- Sheykh Abud Location within Iran
- Coordinates: 29°51′12″N 52°33′45″E﻿ / ﻿29.85333°N 52.56250°E
- Country: Iran
- Province: Fars
- County: Beyza
- District: Central
- Rural District: Kushk-e Hezar

Population (2016)
- • Total: 3,181
- Time zone: UTC+3:30 (IRST)

= Sheykh Abud =

Village in Fars province, Iran

Sheykh Abud (شيخ عبود) (Note: Also romanized as Sheykh ‘Abbūd, Sheykh ‘Abūd, and Sheykh Abūd; also known as Shaikhābād, Sheykh ‘Abūd-e Beyẕā', and Sheykh ‘Obbūd) is a village in Kushk-e Hezar Rural District of the Central District of Beyza County, Fars province, Iran.

==Demographics==
===Population===
At the time of the 2006 National Census, the village's population was 2,906 in 706 households, when it was in the former Beyza District of Sepidan County.
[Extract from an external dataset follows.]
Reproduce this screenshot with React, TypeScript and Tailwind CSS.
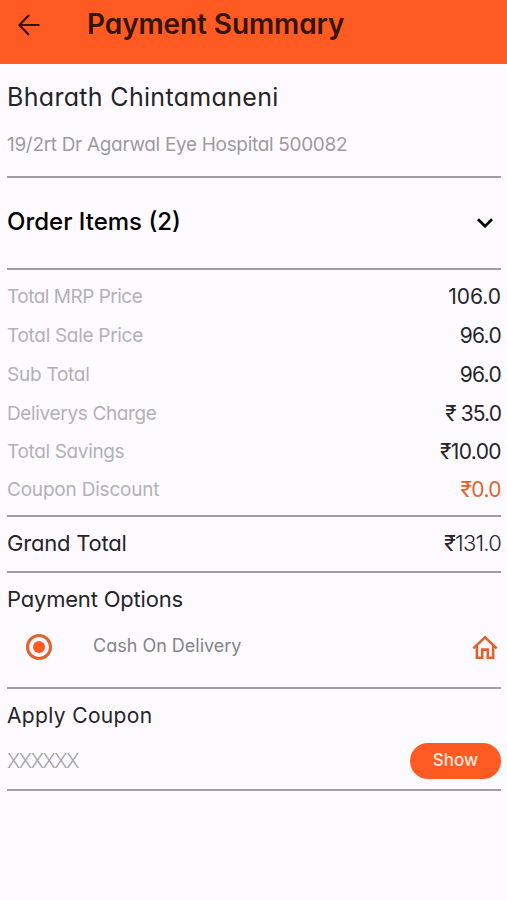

The following census in 2011 counted 2,805 people in 799 households. The 2016 census measured the population of the village as 3,181 people in 944 households. It was the most populous village in its rural district.

In 2019, the district was separated from the county in the establishment of Beyza County, and the rural district was transferred to the new Central District.